Archives départementales des Ardennes

Le mariage pour sortir de la pauvreté

Règlement de la fondation des Filles-Madame à Rethel

Cet ouvrage a rejoint la bibliothèque des Archives départementales en 2024 grâce à un achat effectué auprès d’un libraire et bouquiniste ardennais. Le document ici présenté est le frontispice du règlement de la fondation des Filles-Madame, imprimé en 1663. Cette gravure peut se lire de haut en bas. En haut, le ciel avec Dieu (écrit en hébreux יהוה « yhwh »). La Trinité est représentée sous forme de coupe d’où s’échappe la manne qui tombe en pluie sur un autel en pierre.

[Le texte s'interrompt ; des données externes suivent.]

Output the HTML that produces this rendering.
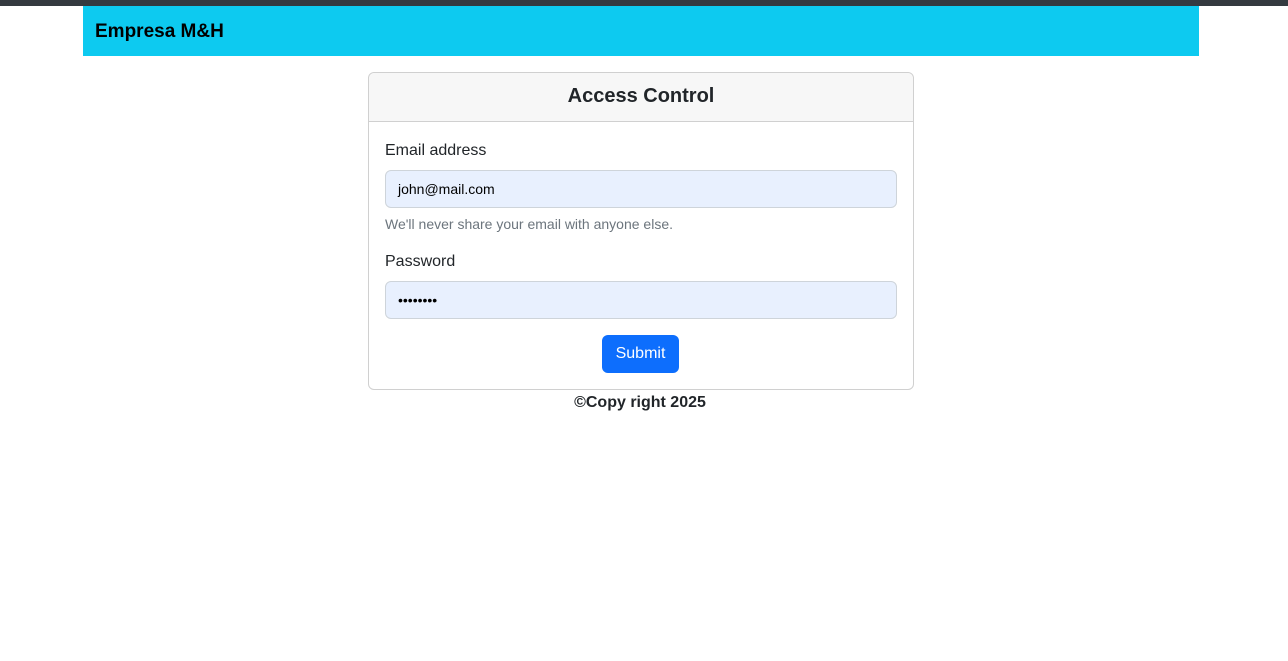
<!DOCTYPE html>
<html><head><style>
body{margin:0;font-family:"Liberation Sans",sans-serif;background:#fff;color:#212529;}
.top{height:6px;background:#343a40;}
.nav{position:absolute;left:83px;top:6px;width:1116px;height:50px;background:#0dcaf0;}
.nav span{position:absolute;left:12px;top:15px;font-size:19px;font-weight:bold;color:#000;}
.card{position:absolute;left:368px;top:72px;width:544px;height:316px;border:1px solid #d0d0d0;border-radius:6px;}
.hd{height:48px;background:#f7f7f7;border-bottom:1px solid #d0d0d0;border-radius:6px 6px 0 0;text-align:center;font-size:20px;line-height:46px;font-weight:600;}
.lbl{position:absolute;left:16px;font-size:16px;}
.inp{position:absolute;left:16px;width:512px;height:38px;background:#e8f0fe;border:1px solid #ced4da;border-radius:6px;font-size:14px;color:#000;line-height:36px;box-sizing:border-box;padding-left:12px;}
.help{position:absolute;left:16px;top:143px;font-size:14px;color:#6c757d;}
.btn{position:absolute;left:233px;top:262px;width:77px;height:38px;background:#0d6efd;color:#fff;border-radius:6px;font-size:16px;text-align:center;line-height:38px;}
.foot{position:absolute;left:0;width:1280px;top:394px;text-align:center;font-weight:bold;font-size:16px;}
</style></head><body>
<div class="top"></div>
<div class="nav"><span>Empresa M&amp;H</span></div>
<div class="card">
<div class="hd">Access Control</div>
<div class="lbl" style="top:69px">Email address</div>
<div class="inp" style="top:97px">john@mail.com</div>
<div class="help">We'll never share your email with anyone else.</div>
<div class="lbl" style="top:180px">Password</div>
<div class="inp" style="top:208px">••••••••</div>
<div class="btn">Submit</div>
</div>
<div class="foot">©Copy right 2025</div>
</body></html>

Le duc et la duchesse ont leur portrait de part et d’autre de l’autel et soutiennent ce dernier. Leurs actions charitables est gravée sur le devant de l’autel.

Cette fondation charitable est créée en 1573 par Louis et Henriette de Gonzague. Attendant désespérément un fils, ils font le vœu de créer une fondation pour doter les filles pauvres, orphelines et méritantes de leurs seigneuries, soit soixante filles élues chaque année. Le 11 mars 1573, un fils naît, Frédéric, et ils respectent leur vœu. À destination de leurs sujets français et italiens, cette fondation a pour objectif de fournir 60 livres tournois chaque année à 60 jeunes filles pauvres mais vertueuses. Cette somme leur permet ainsi d’accéder au statut de femme mariée, statut qu’elle ne pourraient pas forcément obtenir de par leur statut d’origine.

Un règlement est publié en 1579 et se sont les officiers du duc qui le font appliquer. La sélection de ces soixante jeunes filles est réalisée au moyen d’une élection à deux tours : un premier dans les paroisses rurales, puis un second dans le chef-lieu de prévôté. Les jurés sont choisis parmi les notables locaux : procureurs, juges, prêtres et curés. Ensuite c’est un tirage au sort qui détermine les élues. Chacune tire au sort un papier enroulé sur lui-même. Les billets gagnants portent les mots « Dieu vous a élevé » et les autres « Dieu vous console ». Bien que cette fondation soit commune à l’ensemble des possessions des Gonzague, la pratique semble s’être davantage développée dans le Rethélois plutôt que dans le Nivernais comme l’attestent les archives conservées. En outre, cette initiative s’ancre dans la tradition pour perdurer plus de deux siècles, jusqu’à la veille de la Révolution.

À la différence des fondations italiennes, le choix des jeunes filles procède de plusieurs facteurs qui favorisent la charité, le premier étant la proximité des candidates avec les électeurs qui appartiennent à la même communauté ; les jeunes filles sont issues dans leur grande majorité de familles comptant parmi les plus pauvres de la société (manouvriers, cloutiers ou artisans peu qualifiés) et sont également le plus souvent orphelines ; les femmes mariées et les veuves participent très activement aux élections en tant qu’électrices, elles peuvent donc par conséquent juger de la moralité des jeunes filles qui sont décrites dans les procès-verbaux comme étant « de la qualité requise ayante toujours vécu catholiquement en fille de bien et non mariée ».

Bien qu’œuvre charitable, cette fondation poursuivait des visées politiques puisqu’elle avait pour but de glorifier les Nevers et de conforter la place du catholicisme parmi les populations du Rethélois.